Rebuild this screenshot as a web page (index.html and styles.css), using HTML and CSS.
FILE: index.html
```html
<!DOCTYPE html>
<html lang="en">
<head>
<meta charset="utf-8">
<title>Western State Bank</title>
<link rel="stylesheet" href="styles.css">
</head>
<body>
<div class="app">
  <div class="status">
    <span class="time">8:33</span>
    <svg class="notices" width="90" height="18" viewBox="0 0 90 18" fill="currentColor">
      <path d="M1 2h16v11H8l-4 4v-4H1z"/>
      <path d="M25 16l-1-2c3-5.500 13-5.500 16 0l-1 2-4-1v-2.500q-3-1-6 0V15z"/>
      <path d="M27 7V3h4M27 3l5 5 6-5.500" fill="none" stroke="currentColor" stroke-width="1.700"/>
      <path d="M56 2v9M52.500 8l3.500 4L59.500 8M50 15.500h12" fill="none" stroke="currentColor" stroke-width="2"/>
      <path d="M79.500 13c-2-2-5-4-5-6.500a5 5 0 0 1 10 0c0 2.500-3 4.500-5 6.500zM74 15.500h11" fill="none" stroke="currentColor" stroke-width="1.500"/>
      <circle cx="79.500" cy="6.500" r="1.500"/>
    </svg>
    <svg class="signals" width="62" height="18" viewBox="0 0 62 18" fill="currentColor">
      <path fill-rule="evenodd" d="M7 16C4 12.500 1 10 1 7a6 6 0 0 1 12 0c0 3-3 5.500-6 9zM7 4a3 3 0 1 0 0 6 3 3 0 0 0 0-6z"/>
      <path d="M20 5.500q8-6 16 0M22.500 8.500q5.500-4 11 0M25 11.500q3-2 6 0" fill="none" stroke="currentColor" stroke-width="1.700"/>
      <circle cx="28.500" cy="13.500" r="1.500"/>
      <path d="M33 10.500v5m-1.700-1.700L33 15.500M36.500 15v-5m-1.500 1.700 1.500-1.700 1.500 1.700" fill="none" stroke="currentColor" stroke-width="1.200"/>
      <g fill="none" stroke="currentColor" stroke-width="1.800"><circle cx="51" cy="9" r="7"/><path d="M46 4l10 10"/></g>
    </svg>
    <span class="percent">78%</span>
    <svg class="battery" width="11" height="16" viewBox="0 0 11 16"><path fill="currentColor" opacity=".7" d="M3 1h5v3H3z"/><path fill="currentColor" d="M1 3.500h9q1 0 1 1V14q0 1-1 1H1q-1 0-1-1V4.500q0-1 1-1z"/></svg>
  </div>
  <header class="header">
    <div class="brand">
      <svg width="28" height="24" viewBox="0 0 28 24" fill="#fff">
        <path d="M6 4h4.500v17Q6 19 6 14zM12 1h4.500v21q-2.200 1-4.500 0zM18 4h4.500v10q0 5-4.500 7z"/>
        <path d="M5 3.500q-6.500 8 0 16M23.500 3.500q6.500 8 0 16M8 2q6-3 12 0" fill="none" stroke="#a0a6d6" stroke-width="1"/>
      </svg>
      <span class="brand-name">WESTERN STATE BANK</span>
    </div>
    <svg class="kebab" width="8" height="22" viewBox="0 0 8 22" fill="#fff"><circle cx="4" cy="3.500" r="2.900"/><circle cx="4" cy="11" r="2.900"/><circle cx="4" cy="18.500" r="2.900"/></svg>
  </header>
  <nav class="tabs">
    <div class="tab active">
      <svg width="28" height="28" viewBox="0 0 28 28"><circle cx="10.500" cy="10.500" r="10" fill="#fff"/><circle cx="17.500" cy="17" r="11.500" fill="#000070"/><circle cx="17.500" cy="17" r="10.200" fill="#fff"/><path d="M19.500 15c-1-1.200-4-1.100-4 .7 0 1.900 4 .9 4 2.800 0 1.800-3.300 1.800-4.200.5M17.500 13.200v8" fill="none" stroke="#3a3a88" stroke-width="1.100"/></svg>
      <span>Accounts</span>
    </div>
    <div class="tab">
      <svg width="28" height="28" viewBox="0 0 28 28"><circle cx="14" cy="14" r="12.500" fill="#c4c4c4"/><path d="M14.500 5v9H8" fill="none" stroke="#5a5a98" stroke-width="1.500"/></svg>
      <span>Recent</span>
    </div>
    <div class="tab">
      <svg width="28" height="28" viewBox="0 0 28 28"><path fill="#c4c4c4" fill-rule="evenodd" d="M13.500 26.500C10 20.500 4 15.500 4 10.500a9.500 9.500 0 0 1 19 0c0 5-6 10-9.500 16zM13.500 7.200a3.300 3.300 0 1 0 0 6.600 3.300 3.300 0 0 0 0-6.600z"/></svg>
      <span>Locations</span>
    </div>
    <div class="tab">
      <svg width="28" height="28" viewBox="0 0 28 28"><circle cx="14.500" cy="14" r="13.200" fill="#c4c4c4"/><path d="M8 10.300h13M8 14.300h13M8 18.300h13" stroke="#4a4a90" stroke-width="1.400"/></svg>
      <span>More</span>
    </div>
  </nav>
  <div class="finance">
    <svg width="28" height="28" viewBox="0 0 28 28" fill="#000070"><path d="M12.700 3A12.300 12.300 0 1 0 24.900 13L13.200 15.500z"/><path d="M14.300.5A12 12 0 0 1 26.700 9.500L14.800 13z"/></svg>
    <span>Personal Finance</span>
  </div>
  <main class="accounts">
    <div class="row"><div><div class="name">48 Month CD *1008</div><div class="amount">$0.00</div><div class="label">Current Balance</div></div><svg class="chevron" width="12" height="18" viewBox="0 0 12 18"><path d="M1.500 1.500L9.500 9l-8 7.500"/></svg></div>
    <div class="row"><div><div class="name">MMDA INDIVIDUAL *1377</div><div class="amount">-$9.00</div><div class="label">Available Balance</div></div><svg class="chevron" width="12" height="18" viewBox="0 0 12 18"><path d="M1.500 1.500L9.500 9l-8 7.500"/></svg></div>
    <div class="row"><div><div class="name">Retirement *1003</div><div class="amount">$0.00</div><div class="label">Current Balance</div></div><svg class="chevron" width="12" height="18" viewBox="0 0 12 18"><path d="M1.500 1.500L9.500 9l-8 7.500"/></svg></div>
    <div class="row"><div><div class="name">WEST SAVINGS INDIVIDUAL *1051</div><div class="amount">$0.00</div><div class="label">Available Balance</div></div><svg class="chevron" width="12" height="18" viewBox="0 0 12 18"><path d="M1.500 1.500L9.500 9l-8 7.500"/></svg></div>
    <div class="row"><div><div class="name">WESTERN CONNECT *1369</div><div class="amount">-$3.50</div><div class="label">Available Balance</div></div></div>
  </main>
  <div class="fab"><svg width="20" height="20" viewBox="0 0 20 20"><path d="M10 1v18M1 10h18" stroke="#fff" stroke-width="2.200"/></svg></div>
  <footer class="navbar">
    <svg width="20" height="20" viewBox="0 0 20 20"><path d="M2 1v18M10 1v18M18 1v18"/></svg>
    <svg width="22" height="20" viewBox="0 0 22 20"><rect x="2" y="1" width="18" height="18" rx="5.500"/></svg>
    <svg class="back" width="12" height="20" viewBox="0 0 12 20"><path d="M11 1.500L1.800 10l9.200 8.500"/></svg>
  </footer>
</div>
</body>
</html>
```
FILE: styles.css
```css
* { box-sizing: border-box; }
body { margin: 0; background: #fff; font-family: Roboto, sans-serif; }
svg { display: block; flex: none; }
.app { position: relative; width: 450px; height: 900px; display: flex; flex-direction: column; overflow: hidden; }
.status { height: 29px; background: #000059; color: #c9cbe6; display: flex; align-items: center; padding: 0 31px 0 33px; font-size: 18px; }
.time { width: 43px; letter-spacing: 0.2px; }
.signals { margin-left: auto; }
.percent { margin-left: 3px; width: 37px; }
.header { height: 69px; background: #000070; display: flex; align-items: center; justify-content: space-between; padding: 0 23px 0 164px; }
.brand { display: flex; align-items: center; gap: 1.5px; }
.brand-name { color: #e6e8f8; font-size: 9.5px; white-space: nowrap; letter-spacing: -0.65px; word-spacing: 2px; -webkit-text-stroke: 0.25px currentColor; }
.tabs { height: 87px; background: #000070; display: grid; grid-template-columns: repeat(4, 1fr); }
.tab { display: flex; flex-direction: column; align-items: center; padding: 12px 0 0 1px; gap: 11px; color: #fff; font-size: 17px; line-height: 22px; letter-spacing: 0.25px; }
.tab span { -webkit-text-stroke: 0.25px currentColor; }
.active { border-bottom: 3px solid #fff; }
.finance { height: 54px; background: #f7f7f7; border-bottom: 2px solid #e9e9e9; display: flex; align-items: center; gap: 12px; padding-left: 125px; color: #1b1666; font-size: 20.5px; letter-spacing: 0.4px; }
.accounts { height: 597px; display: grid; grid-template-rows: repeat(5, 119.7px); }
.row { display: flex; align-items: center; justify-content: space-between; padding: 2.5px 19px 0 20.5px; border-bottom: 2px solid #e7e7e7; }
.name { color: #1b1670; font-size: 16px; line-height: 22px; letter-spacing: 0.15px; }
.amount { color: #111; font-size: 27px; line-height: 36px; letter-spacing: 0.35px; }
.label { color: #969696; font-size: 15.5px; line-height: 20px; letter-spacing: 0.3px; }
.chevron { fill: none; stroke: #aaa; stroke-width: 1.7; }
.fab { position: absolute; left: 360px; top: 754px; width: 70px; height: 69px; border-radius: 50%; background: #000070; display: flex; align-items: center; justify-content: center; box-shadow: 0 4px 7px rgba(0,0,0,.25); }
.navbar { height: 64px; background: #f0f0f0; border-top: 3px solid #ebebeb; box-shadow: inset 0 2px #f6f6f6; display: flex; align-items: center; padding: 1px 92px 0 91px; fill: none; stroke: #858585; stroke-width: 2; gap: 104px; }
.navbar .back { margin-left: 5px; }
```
■ ■ ■ ■
## Objective
Scan the data above and copy every line with "index" in it.

## Reply
Rebuild this screenshot as a web page (index.html and styles.css), using HTML and CSS.
FILE: index.html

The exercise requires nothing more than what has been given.